Las Vegas Sun

May 1, 2024

Could Raiders’ offensive line revive Marcus Mariota’s career?

Titans-Buccaneers

Chris O'Meara / AP

Tennessee Titans quarterback Marcus Mariota is sacked by Tampa Bay Buccaneers defensive end Jacquies Smith during the second half of an NFL game Sunday, Sept. 13, 2015, in Tampa, Fla.

Marcus Mariota was selected No. 2 overall in the 2015 draft, but the quarterback has yet to live up to that talent level through his first five seasons in the NFL. His production especially tanked last year, when he posted a career low in completion percentage and a career high in sack rate.

So given the opportunity to play behind Las Vegas’ strong offensive line, Mariota should be able to rejuvenate his career, right?

Not so fast.

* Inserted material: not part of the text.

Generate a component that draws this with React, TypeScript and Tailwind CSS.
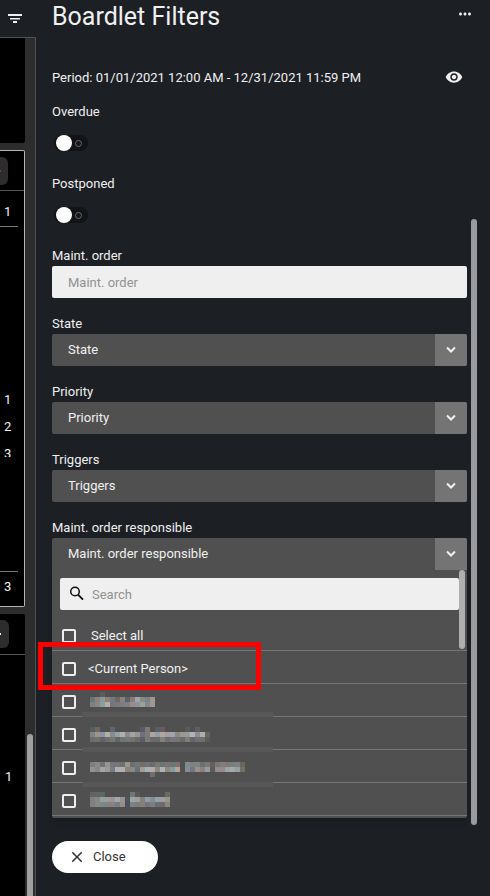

Some have attributed Mariota’s puzzling decline to poor offensive line play in Tennessee, and it’s true that Mariota got sacked a ton. In his first three seasons he started 42 games and was sacked on 6.5 percent of dropbacks, while the last two years that shot up to 12.0 percent. But can all of that be laid at the feet of his offensive line?

According to Pro Football Focus, the Titans’ offensive line graded out as the NFL’s eighth-best in 2019. A lot of that was due to their run blocking in front of Derrick Henry, but the pass protection was solid, too. Ryan Tannehill has famously poor pocket presence, yet when he took over for Mariota in Tennessee the team’s sack rate decreased from 13.5 percent to 9.8 percent.

After going through video of most of Mariota’s sacks and pressures last year, it looks like a lot of his issues were self-inflicted.

In a Week 2 loss to Indianapolis, Mariota was sacked four times and showed some faulty instincts in the pocket.

Tennessee is on the edge of field goal range on this 1st-and-10 play, but Mariota is sacked for an 8-yard loss:

His receivers are covered at the top of his drop, but the blocking is terrific. Mariota has plenty of time to hit his checkdown man, Henry, out of the backfield for a catch-and-run gain of 10-plus yards. Henry is standing right in front of him in the middle of the field, wide open; Mariota doesn’t see it, holds the ball and takes the sack.

The Titans ended up losing that game, 19-17.

Four days later, Tennessee went to Jacksonville for a Thursday night game and Mariota was sacked an alarming nine times. Most of those were legitimate sacks — the Titans ran a lot of long-developing routes and couldn’t separate before Mariota was engulfed — but some were avoidable.

On this play, Mariota gets to the top of his drop and sees his primary receiver running wide open. The blocking is good, the pocket is clean, the receiver is open — and Mariota doesn’t pull the trigger. The result is a strip-sack:

The slot receiver, Adam Humphries, runs a good out and gets clean separation on his break. The still photo shows it very clearly — Mariota and Humphries make eye contact just as the ball should be thrown, yet Mariota eats it for the sack:

If anything, Mariota should be firing that pass before Humphries is even out of his break. For some reason, he was hesitant to pull the trigger on easy throws like that last year.

Mariota’s final start of the season was a Week 6 contest against Denver in which he was sacked three times in a 16-0 shutout defeat. It was ugly, but his worst play of the game wasn’t a sack.

The Titans keep seven players in to block on this play, while Denver only rushes four linemen. As a quarterback, Mariota should be able to read that and deduce where his advantage lies. Instead, when he drops back and doesn’t see an open receiver, he rolls out for no reason and ends up throwing the ball out of bounds:

When he gets to the top of his dropback, all Mariota has to do to extend the play indefinitely is shuffle one step to his left. That would give the Titans a double-team on all three pass rushers on that side and give him hours to wait for a receiver to break open downfield. Mariota panics, though, and runs straight toward the only single-teamed rusher and kills the play.

Mariota’s skyrocketing sack rate the last two years can be attributed to his tendency to gloss over checkdown options, his reluctance to pull the trigger on open receivers, and his own impatience in the pocket. He does not read his blockers well or manipulate the pocket at a starting-QB level. There was a lot of bad blocking in there, too, but Mariota created a lot of his own problems.

Las Vegas can give him time to throw — the Raiders offensive allowed 29 sacks last season (sack rate of 5.5 percent) — but if Mariota wants to breathe some life back into his career trajectory, he’ll have to figure out how to take advantage of good blocking when it’s right in front of him.